Eichler homes in Stanford Gardens and Menlo Oaks need slab-aware work
Menlo Park has a real stock of mid-century Eichler homes, concentrated in Stanford Gardens, Oakdell Park, and Menlo Oaks, and they are not like a standard raised-foundation house. They were built on concrete slabs with original radiant hot-water heating tubed through the floor, which means the heating system, and often the supply lines, live inside the slab itself. When one of those embedded tubes develops a leak, you cannot just open a wall and swap a section. The job starts with locating exactly where the failure sits before anyone touches concrete.
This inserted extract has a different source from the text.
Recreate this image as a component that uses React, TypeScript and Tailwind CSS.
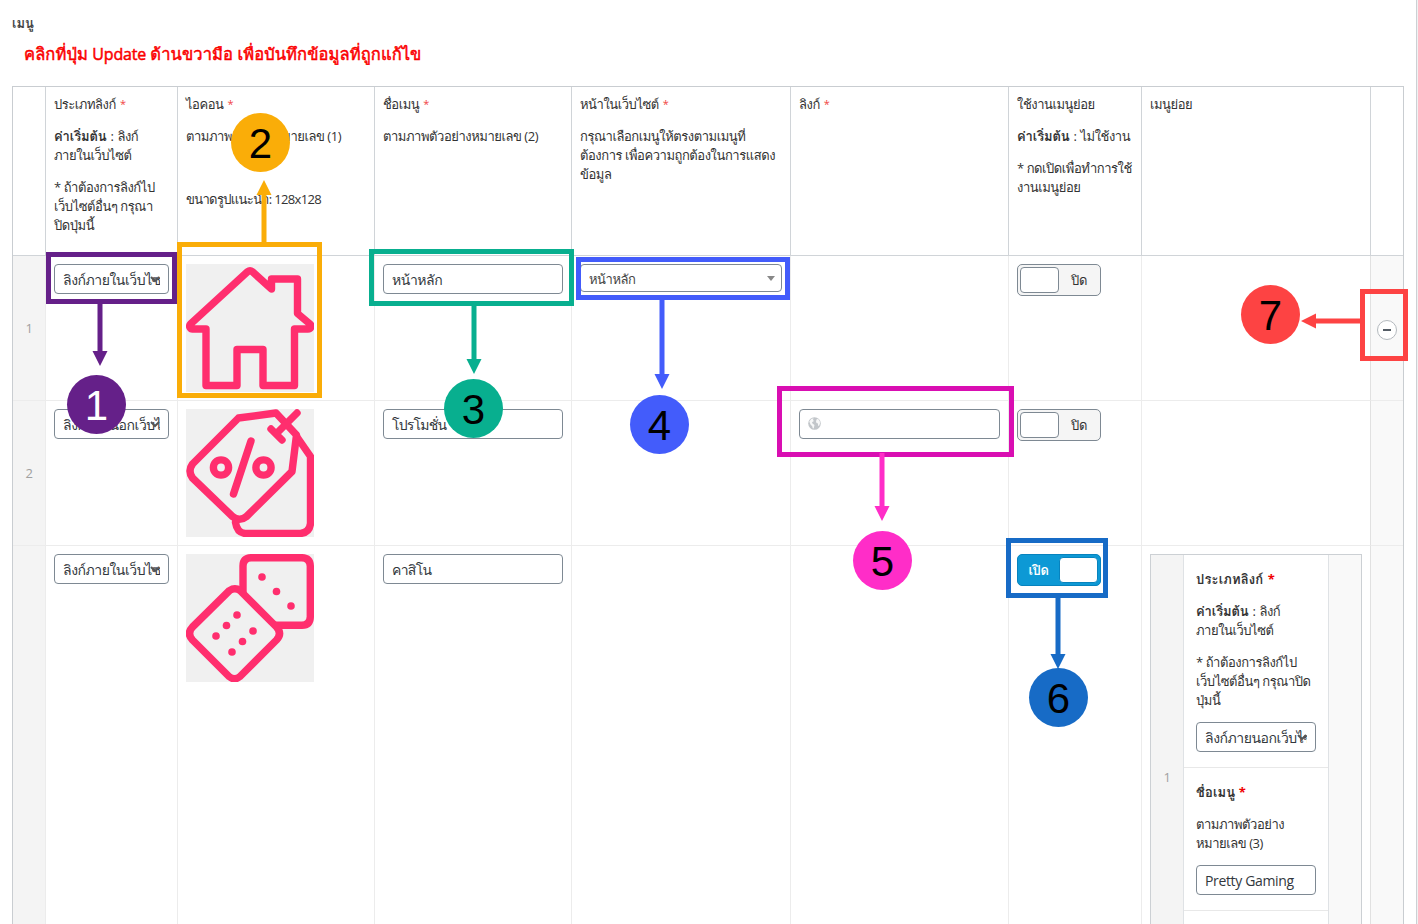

That is why we treat an Eichler leak or repipe as an access-planning problem first and a plumbing problem second. We figure out whether the trouble is in the radiant loop, a domestic supply line, or a drain, and we plan the least destructive route to it. Cutting blind into a radiant slab is how you turn one leak into three, so we would always rather spend the time locating the spot than guess and chase it.
The same caution applies to a full repipe in one of these homes. On a slab house with radiant heat in the floor, rerouting supply lines overhead or through accessible runs is often smarter than fighting the slab, and we talk that tradeoff through with you before we start. It is plain-English work, your options laid out, not a one-size plan dropped on a house that does not fit it.